EXERCISE PROMPT
Omit any picture, and return the remaining data exactly as written.

..........

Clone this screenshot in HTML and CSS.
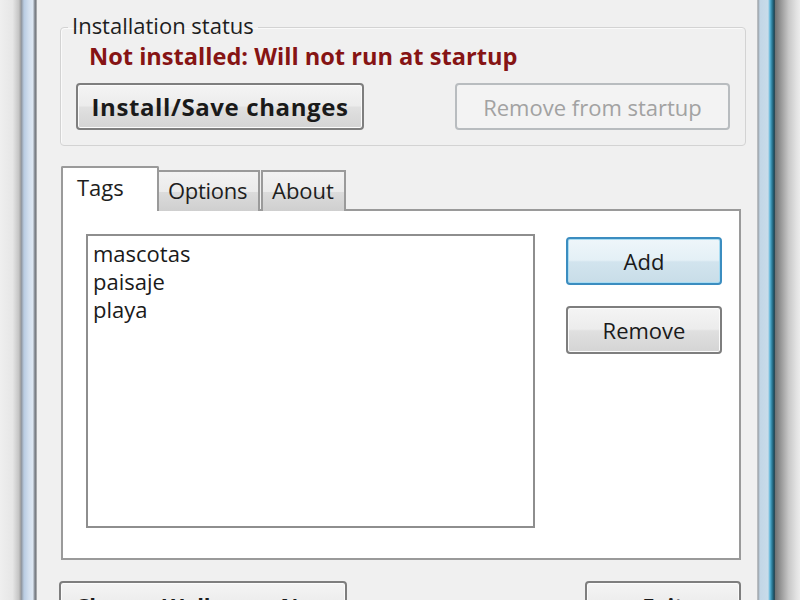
FILE: index.html
```html
<!DOCTYPE html>
<html>
<head>
<meta charset="utf-8">
<link rel="stylesheet" href="styles.css">
</head>
<body>
<div class="desktop">
  <div class="shadow-l"></div>
  <div class="frame-l"></div>
  <div class="client">
    <fieldset class="group">
      <legend>Installation status</legend>
      <div class="status">Not installed: Will not run at startup</div>
      <div class="group-buttons">
        <button class="btn btn-bold btn-install">Install/Save changes</button>
        <button class="btn btn-disabled btn-remove-startup">Remove from startup</button>
      </div>
    </fieldset>
    <div class="tabs">
      <div class="tab-strip">
        <div class="tab tab-active tab-tags">Tags</div>
        <div class="tab tab-options">Options</div>
        <div class="tab tab-about">About</div>
      </div>
      <div class="tab-panel">
        <div class="listbox">
          <div class="item">mascotas</div>
          <div class="item">paisaje</div>
          <div class="item">playa</div>
        </div>
        <div class="side-buttons">
          <button class="btn btn-focus btn-side">Add</button>
          <button class="btn btn-side">Remove</button>
        </div>
      </div>
    </div>
    <div class="bottom-buttons">
      <button class="btn btn-bold btn-wallpaper">Change Wallpaper Now</button>
      <button class="btn btn-bold btn-exit">Exit</button>
    </div>
  </div>
  <div class="frame-r"></div>
  <div class="shadow-r"></div>
</div>
</body>
</html>
```
FILE: styles.css
```css
* { box-sizing: border-box; }
html, body { margin: 0; padding: 0; }
body {
  width: 800px;
  height: 600px;
  overflow: hidden;
  font-family: "Open Sans", "Noto Sans", "Liberation Sans", sans-serif;
  font-size: 22px;
  color: #1a1a1a;
}
.desktop {
  display: flex;
  height: 600px;
  background: #ececec;
}
.shadow-l {
  width: 21px;
  background: linear-gradient(to right, #efefef 0%, #e6e6e6 60%, #c4c4c4 90%, #9a9a9a 100%);
}
.frame-l {
  width: 16px;
  background: linear-gradient(to right, #8b9097 0px, #b9cce2 3px, #d3e0ef 8px, #dde7f2 12px, #9aa1aa 13px, #6f7378 15px, #dcdcdc 16px);
}
.frame-r {
  width: 18px;
  background: linear-gradient(to right, #d8d8d8 0px, #9aa0a6 1px, #c2d6e6 3px, #c8dcea 11px, #58b4d8 13px, #2c7c98 15px, #1b4c5e 17px, #3a4a52 18px);
}
.shadow-r {
  width: 25px;
  background: linear-gradient(to right, #6e7071 0%, #9a9a9a 25%, #c8c8c8 55%, #e2e2e2 85%, #ececec 100%);
}
.client {
  width: 720px;
  background: #f0f0f0;
  padding: 13px 11px 0 23px;
  display: flex;
  flex-direction: column;
}
.group {
  margin: 0;
  padding: 0 15px 15px 15px;
  border: 1px solid #d3d3d3;
  border-radius: 4px;
  box-shadow: inset 1px 1px 0 #fafafa;
  min-width: 0;
}
.group legend {
  margin-left: -8px;
  padding: 0 4px 4px 4px;
  line-height: 24px;
  color: #1e1e1e;
}
.status {
  padding-left: 13px;
  line-height: 30px;
  font-size: 23.6px;
  font-weight: 700;
  color: #861414;
}
.group-buttons {
  margin-top: 12px;
  display: flex;
  justify-content: space-between;
}
.btn {
  font-family: inherit;
  font-size: 22px;
  color: #1a1a1a;
  height: 47px;
  padding: 0;
  border: 2px solid #7e7e7e;
  border-radius: 4px;
  background: linear-gradient(to bottom, #f4f4f4 0%, #ececec 48%, #e0e0e0 52%, #d4d4d4 100%);
  box-shadow: inset 0 0 0 1px #fbfbfb;
}
.btn-bold { font-weight: 700; }
.btn-install {
  width: 288px;
  font-size: 24px;
  letter-spacing: 0.6px;
}
.btn-remove-startup {
  width: 275px;
  color: #a2a2a2;
  border-color: #b8bcbf;
  background: #f3f3f3;
  box-shadow: none;
}
.tabs {
  margin-top: 20px;
  margin-right: 5px;
  margin-left: 1px;
}
.tab-strip {
  display: flex;
  align-items: flex-end;
  height: 45px;
  margin-bottom: -2px;
}
.tab {
  height: 41px;
  border: 2px solid #9a9a9a;
  border-bottom: none;
  background: linear-gradient(to bottom, #f2f2f2 0%, #ebebeb 50%, #dcdcdc 51%, #cfcfcf 100%);
  padding: 0 9px;
  line-height: 37px;
  color: #1e1e1e;
}
.tab-active {
  position: relative;
  z-index: 1;
  height: 45px;
  background: #ffffff;
  line-height: 38px;
  padding: 0 14px;
  border-radius: 2px 2px 0 0;
}
.tab-tags { width: 98px; }
.tab-options { width: 102px; margin-left: -1px; border-left-width: 1px; letter-spacing: -0.3px; }
.tab-about { width: 85px; margin-left: 1px; }
.tab-panel {
  height: 351px;
  border: 2px solid #9a9a9a;
  background: #ffffff;
  padding: 23px 17px 30px 23px;
  display: flex;
}
.listbox {
  width: 449px;
  height: 294px;
  border: 2px solid #8e8e8e;
  background: #ffffff;
  padding: 3px 5px;
}
.item {
  line-height: 28px;
  color: #1a1a1a;
}
.side-buttons {
  margin-left: 31px;
  padding-top: 3px;
  display: flex;
  flex-direction: column;
  gap: 21px;
}
.btn-side {
  width: 156px;
  height: 48px;
}
.btn-focus {
  border-color: #3b8dc0;
  background: linear-gradient(to bottom, #eef6fa 0%, #e4f0f6 48%, #d2e4ee 52%, #c8dde8 100%);
  box-shadow: inset 0 0 0 1px #a8dcf2;
}
.bottom-buttons {
  margin-top: 21px;
  display: flex;
  justify-content: space-between;
  padding-right: 5px;
  margin-left: -1px;
}
.btn-wallpaper { width: 288px; }
.btn-exit { width: 156px; }
```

..........

EXERCISE SOLUTION
Clone this screenshot in HTML and CSS.
FILE: index.html
```html
<!DOCTYPE html>
<html>
<head>
<meta charset="utf-8">
<link rel="stylesheet" href="styles.css">
</head>
<body>
<div class="desktop">
  <div class="shadow-l"></div>
  <div class="frame-l"></div>
  <div class="client">
    <fieldset class="group">
      <legend>Installation status</legend>
      <div class="status">Not installed: Will not run at startup</div>
      <div class="group-buttons">
        <button class="btn btn-bold btn-install">Install/Save changes</button>
        <button class="btn btn-disabled btn-remove-startup">Remove from startup</button>
      </div>
    </fieldset>
    <div class="tabs">
      <div class="tab-strip">
        <div class="tab tab-active tab-tags">Tags</div>
        <div class="tab tab-options">Options</div>
        <div class="tab tab-about">About</div>
      </div>
      <div class="tab-panel">
        <div class="listbox">
          <div class="item">mascotas</div>
          <div class="item">paisaje</div>
          <div class="item">playa</div>
        </div>
        <div class="side-buttons">
          <button class="btn btn-focus btn-side">Add</button>
          <button class="btn btn-side">Remove</button>
        </div>
      </div>
    </div>
    <div class="bottom-buttons">
      <button class="btn btn-bold btn-wallpaper">Change Wallpaper Now</button>
      <button class="btn btn-bold btn-exit">Exit</button>
    </div>
  </div>
  <div class="frame-r"></div>
  <div class="shadow-r"></div>
</div>
</body>
</html>
```
FILE: styles.css
```css
* { box-sizing: border-box; }
html, body { margin: 0; padding: 0; }
body {
  width: 800px;
  height: 600px;
  overflow: hidden;
  font-family: "Open Sans", "Noto Sans", "Liberation Sans", sans-serif;
  font-size: 22px;
  color: #1a1a1a;
}
.desktop {
  display: flex;
  height: 600px;
  background: #ececec;
}
.shadow-l {
  width: 21px;
  background: linear-gradient(to right, #efefef 0%, #e6e6e6 60%, #c4c4c4 90%, #9a9a9a 100%);
}
.frame-l {
  width: 16px;
  background: linear-gradient(to right, #8b9097 0px, #b9cce2 3px, #d3e0ef 8px, #dde7f2 12px, #9aa1aa 13px, #6f7378 15px, #dcdcdc 16px);
}
.frame-r {
  width: 18px;
  background: linear-gradient(to right, #d8d8d8 0px, #9aa0a6 1px, #c2d6e6 3px, #c8dcea 11px, #58b4d8 13px, #2c7c98 15px, #1b4c5e 17px, #3a4a52 18px);
}
.shadow-r {
  width: 25px;
  background: linear-gradient(to right, #6e7071 0%, #9a9a9a 25%, #c8c8c8 55%, #e2e2e2 85%, #ececec 100%);
}
.client {
  width: 720px;
  background: #f0f0f0;
  padding: 13px 11px 0 23px;
  display: flex;
  flex-direction: column;
}
.group {
  margin: 0;
  padding: 0 15px 15px 15px;
  border: 1px solid #d3d3d3;
  border-radius: 4px;
  box-shadow: inset 1px 1px 0 #fafafa;
  min-width: 0;
}
.group legend {
  margin-left: -8px;
  padding: 0 4px 4px 4px;
  line-height: 24px;
  color: #1e1e1e;
}
.status {
  padding-left: 13px;
  line-height: 30px;
  font-size: 23.6px;
  font-weight: 700;
  color: #861414;
}
.group-buttons {
  margin-top: 12px;
  display: flex;
  justify-content: space-between;
}
.btn {
  font-family: inherit;
  font-size: 22px;
  color: #1a1a1a;
  height: 47px;
  padding: 0;
  border: 2px solid #7e7e7e;
  border-radius: 4px;
  background: linear-gradient(to bottom, #f4f4f4 0%, #ececec 48%, #e0e0e0 52%, #d4d4d4 100%);
  box-shadow: inset 0 0 0 1px #fbfbfb;
}
.btn-bold { font-weight: 700; }
.btn-install {
  width: 288px;
  font-size: 24px;
  letter-spacing: 0.6px;
}
.btn-remove-startup {
  width: 275px;
  color: #a2a2a2;
  border-color: #b8bcbf;
  background: #f3f3f3;
  box-shadow: none;
}
.tabs {
  margin-top: 20px;
  margin-right: 5px;
  margin-left: 1px;
}
.tab-strip {
  display: flex;
  align-items: flex-end;
  height: 45px;
  margin-bottom: -2px;
}
.tab {
  height: 41px;
  border: 2px solid #9a9a9a;
  border-bottom: none;
  background: linear-gradient(to bottom, #f2f2f2 0%, #ebebeb 50%, #dcdcdc 51%, #cfcfcf 100%);
  padding: 0 9px;
  line-height: 37px;
  color: #1e1e1e;
}
.tab-active {
  position: relative;
  z-index: 1;
  height: 45px;
  background: #ffffff;
  line-height: 38px;
  padding: 0 14px;
  border-radius: 2px 2px 0 0;
}
.tab-tags { width: 98px; }
.tab-options { width: 102px; margin-left: -1px; border-left-width: 1px; letter-spacing: -0.3px; }
.tab-about { width: 85px; margin-left: 1px; }
.tab-panel {
  height: 351px;
  border: 2px solid #9a9a9a;
  background: #ffffff;
  padding: 23px 17px 30px 23px;
  display: flex;
}
.listbox {
  width: 449px;
  height: 294px;
  border: 2px solid #8e8e8e;
  background: #ffffff;
  padding: 3px 5px;
}
.item {
  line-height: 28px;
  color: #1a1a1a;
}
.side-buttons {
  margin-left: 31px;
  padding-top: 3px;
  display: flex;
  flex-direction: column;
  gap: 21px;
}
.btn-side {
  width: 156px;
  height: 48px;
}
.btn-focus {
  border-color: #3b8dc0;
  background: linear-gradient(to bottom, #eef6fa 0%, #e4f0f6 48%, #d2e4ee 52%, #c8dde8 100%);
  box-shadow: inset 0 0 0 1px #a8dcf2;
}
.bottom-buttons {
  margin-top: 21px;
  display: flex;
  justify-content: space-between;
  padding-right: 5px;
  margin-left: -1px;
}
.btn-wallpaper { width: 288px; }
.btn-exit { width: 156px; }
```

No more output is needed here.